[Source excerpt start]

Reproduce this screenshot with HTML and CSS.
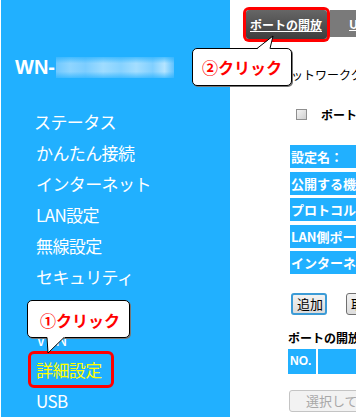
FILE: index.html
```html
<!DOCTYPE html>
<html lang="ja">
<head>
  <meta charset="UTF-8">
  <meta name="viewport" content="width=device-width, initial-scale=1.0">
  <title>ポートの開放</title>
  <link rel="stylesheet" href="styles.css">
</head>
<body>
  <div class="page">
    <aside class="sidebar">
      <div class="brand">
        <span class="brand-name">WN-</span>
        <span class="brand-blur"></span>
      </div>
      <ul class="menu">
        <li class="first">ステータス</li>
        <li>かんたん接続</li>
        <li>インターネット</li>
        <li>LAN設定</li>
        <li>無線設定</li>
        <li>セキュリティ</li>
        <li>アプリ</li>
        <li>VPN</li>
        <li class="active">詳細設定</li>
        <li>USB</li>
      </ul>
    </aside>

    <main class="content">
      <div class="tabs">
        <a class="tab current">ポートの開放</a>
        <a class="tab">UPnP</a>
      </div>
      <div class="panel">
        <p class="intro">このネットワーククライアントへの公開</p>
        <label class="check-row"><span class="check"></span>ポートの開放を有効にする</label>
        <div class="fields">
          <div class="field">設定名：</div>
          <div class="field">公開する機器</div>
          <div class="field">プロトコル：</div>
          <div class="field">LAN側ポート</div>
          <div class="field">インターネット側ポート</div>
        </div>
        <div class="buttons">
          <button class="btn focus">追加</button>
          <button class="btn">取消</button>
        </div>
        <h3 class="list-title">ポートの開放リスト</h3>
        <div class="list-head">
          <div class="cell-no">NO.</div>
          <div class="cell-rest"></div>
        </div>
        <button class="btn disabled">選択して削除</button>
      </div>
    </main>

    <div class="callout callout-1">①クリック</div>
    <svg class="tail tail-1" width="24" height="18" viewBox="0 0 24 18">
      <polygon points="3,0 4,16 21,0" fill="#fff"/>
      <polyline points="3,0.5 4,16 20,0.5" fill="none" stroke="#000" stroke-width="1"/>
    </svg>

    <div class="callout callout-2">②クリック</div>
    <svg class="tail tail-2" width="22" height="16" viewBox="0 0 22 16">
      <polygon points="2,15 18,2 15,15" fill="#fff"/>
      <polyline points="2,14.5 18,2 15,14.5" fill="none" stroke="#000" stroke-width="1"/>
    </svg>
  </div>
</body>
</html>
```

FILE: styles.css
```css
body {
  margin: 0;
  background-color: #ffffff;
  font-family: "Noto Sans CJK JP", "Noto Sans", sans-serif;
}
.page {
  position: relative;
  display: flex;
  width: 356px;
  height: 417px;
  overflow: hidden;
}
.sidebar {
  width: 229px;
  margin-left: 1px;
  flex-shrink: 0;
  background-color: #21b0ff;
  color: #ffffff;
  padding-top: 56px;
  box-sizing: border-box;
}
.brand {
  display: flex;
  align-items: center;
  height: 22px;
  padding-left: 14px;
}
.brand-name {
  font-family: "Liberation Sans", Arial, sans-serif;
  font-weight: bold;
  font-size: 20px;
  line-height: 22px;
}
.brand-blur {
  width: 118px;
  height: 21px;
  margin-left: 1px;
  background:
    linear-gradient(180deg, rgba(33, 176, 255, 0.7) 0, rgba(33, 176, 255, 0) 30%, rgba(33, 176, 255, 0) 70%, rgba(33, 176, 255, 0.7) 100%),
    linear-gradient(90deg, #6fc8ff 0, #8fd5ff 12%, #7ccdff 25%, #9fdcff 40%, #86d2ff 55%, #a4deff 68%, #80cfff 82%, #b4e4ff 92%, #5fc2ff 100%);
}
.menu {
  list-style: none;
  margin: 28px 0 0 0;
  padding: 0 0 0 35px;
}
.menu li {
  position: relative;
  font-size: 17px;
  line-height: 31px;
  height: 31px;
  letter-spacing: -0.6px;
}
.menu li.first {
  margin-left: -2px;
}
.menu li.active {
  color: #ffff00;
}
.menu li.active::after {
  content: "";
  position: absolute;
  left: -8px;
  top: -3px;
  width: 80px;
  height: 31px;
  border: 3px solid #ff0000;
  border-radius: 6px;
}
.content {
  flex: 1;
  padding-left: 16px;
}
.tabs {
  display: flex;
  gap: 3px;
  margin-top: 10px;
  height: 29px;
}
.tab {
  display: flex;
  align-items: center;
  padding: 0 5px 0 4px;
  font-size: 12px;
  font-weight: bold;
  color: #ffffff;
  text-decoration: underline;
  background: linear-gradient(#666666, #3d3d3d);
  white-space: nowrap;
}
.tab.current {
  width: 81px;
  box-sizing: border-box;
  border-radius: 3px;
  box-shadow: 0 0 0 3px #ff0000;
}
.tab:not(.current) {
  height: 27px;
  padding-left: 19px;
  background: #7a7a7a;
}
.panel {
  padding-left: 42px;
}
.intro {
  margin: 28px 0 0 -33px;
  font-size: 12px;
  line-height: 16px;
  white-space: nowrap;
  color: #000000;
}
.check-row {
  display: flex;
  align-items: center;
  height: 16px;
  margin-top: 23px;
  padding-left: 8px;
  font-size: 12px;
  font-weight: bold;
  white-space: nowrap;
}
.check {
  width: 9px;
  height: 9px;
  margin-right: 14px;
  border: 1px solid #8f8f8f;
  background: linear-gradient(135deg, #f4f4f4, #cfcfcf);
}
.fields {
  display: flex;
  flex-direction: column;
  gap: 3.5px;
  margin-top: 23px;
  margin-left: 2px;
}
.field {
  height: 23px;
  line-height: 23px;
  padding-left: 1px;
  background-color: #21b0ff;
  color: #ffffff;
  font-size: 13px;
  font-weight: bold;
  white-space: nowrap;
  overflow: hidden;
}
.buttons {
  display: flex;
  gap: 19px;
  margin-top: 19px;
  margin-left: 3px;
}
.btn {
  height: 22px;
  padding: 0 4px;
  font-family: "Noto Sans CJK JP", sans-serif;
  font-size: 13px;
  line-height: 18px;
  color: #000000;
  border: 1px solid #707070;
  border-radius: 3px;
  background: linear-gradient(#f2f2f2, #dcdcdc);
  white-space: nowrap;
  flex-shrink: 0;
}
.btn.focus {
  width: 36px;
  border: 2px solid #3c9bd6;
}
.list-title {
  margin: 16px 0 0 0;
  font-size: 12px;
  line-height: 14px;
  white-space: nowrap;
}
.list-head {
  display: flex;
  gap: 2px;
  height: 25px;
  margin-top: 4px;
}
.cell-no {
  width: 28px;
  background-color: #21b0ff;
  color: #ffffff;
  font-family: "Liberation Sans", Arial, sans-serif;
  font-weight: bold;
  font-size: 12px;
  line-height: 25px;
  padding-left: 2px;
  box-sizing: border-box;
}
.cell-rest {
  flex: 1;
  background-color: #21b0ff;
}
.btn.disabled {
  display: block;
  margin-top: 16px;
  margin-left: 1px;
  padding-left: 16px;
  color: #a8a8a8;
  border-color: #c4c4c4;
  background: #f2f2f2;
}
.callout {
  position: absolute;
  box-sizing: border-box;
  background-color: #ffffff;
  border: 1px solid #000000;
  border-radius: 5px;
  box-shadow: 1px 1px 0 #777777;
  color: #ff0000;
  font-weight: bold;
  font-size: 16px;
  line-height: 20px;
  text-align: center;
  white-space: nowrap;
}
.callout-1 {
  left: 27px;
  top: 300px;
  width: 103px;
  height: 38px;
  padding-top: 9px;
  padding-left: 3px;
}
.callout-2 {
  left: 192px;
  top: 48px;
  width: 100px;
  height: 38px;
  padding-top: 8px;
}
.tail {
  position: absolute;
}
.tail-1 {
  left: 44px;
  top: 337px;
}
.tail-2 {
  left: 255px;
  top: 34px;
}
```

[Source excerpt end]

**Requirements**. Quote the data above in full, leaving out the pictures it holds.

**Exercise result**.
Reproduce this screenshot with HTML and CSS.
FILE: index.html
```html
<!DOCTYPE html>
<html lang="ja">
<head>
  <meta charset="UTF-8">
  <meta name="viewport" content="width=device-width, initial-scale=1.0">
  <title>ポートの開放</title>
  <link rel="stylesheet" href="styles.css">
</head>
<body>
  <div class="page">
    <aside class="sidebar">
      <div class="brand">
        <span class="brand-name">WN-</span>
        <span class="brand-blur"></span>
      </div>
      <ul class="menu">
        <li class="first">ステータス</li>
        <li>かんたん接続</li>
        <li>インターネット</li>
        <li>LAN設定</li>
        <li>無線設定</li>
        <li>セキュリティ</li>
        <li>アプリ</li>
        <li>VPN</li>
        <li class="active">詳細設定</li>
        <li>USB</li>
      </ul>
    </aside>

    <main class="content">
      <div class="tabs">
        <a class="tab current">ポートの開放</a>
        <a class="tab">UPnP</a>
      </div>
      <div class="panel">
        <p class="intro">このネットワーククライアントへの公開</p>
        <label class="check-row"><span class="check"></span>ポートの開放を有効にする</label>
        <div class="fields">
          <div class="field">設定名：</div>
          <div class="field">公開する機器</div>
          <div class="field">プロトコル：</div>
          <div class="field">LAN側ポート</div>
          <div class="field">インターネット側ポート</div>
        </div>
        <div class="buttons">
          <button class="btn focus">追加</button>
          <button class="btn">取消</button>
        </div>
        <h3 class="list-title">ポートの開放リスト</h3>
        <div class="list-head">
          <div class="cell-no">NO.</div>
          <div class="cell-rest"></div>
        </div>
        <button class="btn disabled">選択して削除</button>
      </div>
    </main>

    <div class="callout callout-1">①クリック</div>
    <svg class="tail tail-1" width="24" height="18" viewBox="0 0 24 18">
      <polygon points="3,0 4,16 21,0" fill="#fff"/>
      <polyline points="3,0.5 4,16 20,0.5" fill="none" stroke="#000" stroke-width="1"/>
    </svg>

    <div class="callout callout-2">②クリック</div>
    <svg class="tail tail-2" width="22" height="16" viewBox="0 0 22 16">
      <polygon points="2,15 18,2 15,15" fill="#fff"/>
      <polyline points="2,14.5 18,2 15,14.5" fill="none" stroke="#000" stroke-width="1"/>
    </svg>
  </div>
</body>
</html>
```

FILE: styles.css
```css
body {
  margin: 0;
  background-color: #ffffff;
  font-family: "Noto Sans CJK JP", "Noto Sans", sans-serif;
}
.page {
  position: relative;
  display: flex;
  width: 356px;
  height: 417px;
  overflow: hidden;
}
.sidebar {
  width: 229px;
  margin-left: 1px;
  flex-shrink: 0;
  background-color: #21b0ff;
  color: #ffffff;
  padding-top: 56px;
  box-sizing: border-box;
}
.brand {
  display: flex;
  align-items: center;
  height: 22px;
  padding-left: 14px;
}
.brand-name {
  font-family: "Liberation Sans", Arial, sans-serif;
  font-weight: bold;
  font-size: 20px;
  line-height: 22px;
}
.brand-blur {
  width: 118px;
  height: 21px;
  margin-left: 1px;
  background:
    linear-gradient(180deg, rgba(33, 176, 255, 0.7) 0, rgba(33, 176, 255, 0) 30%, rgba(33, 176, 255, 0) 70%, rgba(33, 176, 255, 0.7) 100%),
    linear-gradient(90deg, #6fc8ff 0, #8fd5ff 12%, #7ccdff 25%, #9fdcff 40%, #86d2ff 55%, #a4deff 68%, #80cfff 82%, #b4e4ff 92%, #5fc2ff 100%);
}
.menu {
  list-style: none;
  margin: 28px 0 0 0;
  padding: 0 0 0 35px;
}
.menu li {
  position: relative;
  font-size: 17px;
  line-height: 31px;
  height: 31px;
  letter-spacing: -0.6px;
}
.menu li.first {
  margin-left: -2px;
}
.menu li.active {
  color: #ffff00;
}
.menu li.active::after {
  content: "";
  position: absolute;
  left: -8px;
  top: -3px;
  width: 80px;
  height: 31px;
  border: 3px solid #ff0000;
  border-radius: 6px;
}
.content {
  flex: 1;
  padding-left: 16px;
}
.tabs {
  display: flex;
  gap: 3px;
  margin-top: 10px;
  height: 29px;
}
.tab {
  display: flex;
  align-items: center;
  padding: 0 5px 0 4px;
  font-size: 12px;
  font-weight: bold;
  color: #ffffff;
  text-decoration: underline;
  background: linear-gradient(#666666, #3d3d3d);
  white-space: nowrap;
}
.tab.current {
  width: 81px;
  box-sizing: border-box;
  border-radius: 3px;
  box-shadow: 0 0 0 3px #ff0000;
}
.tab:not(.current) {
  height: 27px;
  padding-left: 19px;
  background: #7a7a7a;
}
.panel {
  padding-left: 42px;
}
.intro {
  margin: 28px 0 0 -33px;
  font-size: 12px;
  line-height: 16px;
  white-space: nowrap;
  color: #000000;
}
.check-row {
  display: flex;
  align-items: center;
  height: 16px;
  margin-top: 23px;
  padding-left: 8px;
  font-size: 12px;
  font-weight: bold;
  white-space: nowrap;
}
.check {
  width: 9px;
  height: 9px;
  margin-right: 14px;
  border: 1px solid #8f8f8f;
  background: linear-gradient(135deg, #f4f4f4, #cfcfcf);
}
.fields {
  display: flex;
  flex-direction: column;
  gap: 3.5px;
  margin-top: 23px;
  margin-left: 2px;
}
.field {
  height: 23px;
  line-height: 23px;
  padding-left: 1px;
  background-color: #21b0ff;
  color: #ffffff;
  font-size: 13px;
  font-weight: bold;
  white-space: nowrap;
  overflow: hidden;
}
.buttons {
  display: flex;
  gap: 19px;
  margin-top: 19px;
  margin-left: 3px;
}
.btn {
  height: 22px;
  padding: 0 4px;
  font-family: "Noto Sans CJK JP", sans-serif;
  font-size: 13px;
  line-height: 18px;
  color: #000000;
  border: 1px solid #707070;
  border-radius: 3px;
  background: linear-gradient(#f2f2f2, #dcdcdc);
  white-space: nowrap;
  flex-shrink: 0;
}
.btn.focus {
  width: 36px;
  border: 2px solid #3c9bd6;
}
.list-title {
  margin: 16px 0 0 0;
  font-size: 12px;
  line-height: 14px;
  white-space: nowrap;
}
.list-head {
  display: flex;
  gap: 2px;
  height: 25px;
  margin-top: 4px;
}
.cell-no {
  width: 28px;
  background-color: #21b0ff;
  color: #ffffff;
  font-family: "Liberation Sans", Arial, sans-serif;
  font-weight: bold;
  font-size: 12px;
  line-height: 25px;
  padding-left: 2px;
  box-sizing: border-box;
}
.cell-rest {
  flex: 1;
  background-color: #21b0ff;
}
.btn.disabled {
  display: block;
  margin-top: 16px;
  margin-left: 1px;
  padding-left: 16px;
  color: #a8a8a8;
  border-color: #c4c4c4;
  background: #f2f2f2;
}
.callout {
  position: absolute;
  box-sizing: border-box;
  background-color: #ffffff;
  border: 1px solid #000000;
  border-radius: 5px;
  box-shadow: 1px 1px 0 #777777;
  color: #ff0000;
  font-weight: bold;
  font-size: 16px;
  line-height: 20px;
  text-align: center;
  white-space: nowrap;
}
.callout-1 {
  left: 27px;
  top: 300px;
  width: 103px;
  height: 38px;
  padding-top: 9px;
  padding-left: 3px;
}
.callout-2 {
  left: 192px;
  top: 48px;
  width: 100px;
  height: 38px;
  padding-top: 8px;
}
.tail {
  position: absolute;
}
.tail-1 {
  left: 44px;
  top: 337px;
}
.tail-2 {
  left: 255px;
  top: 34px;
}
```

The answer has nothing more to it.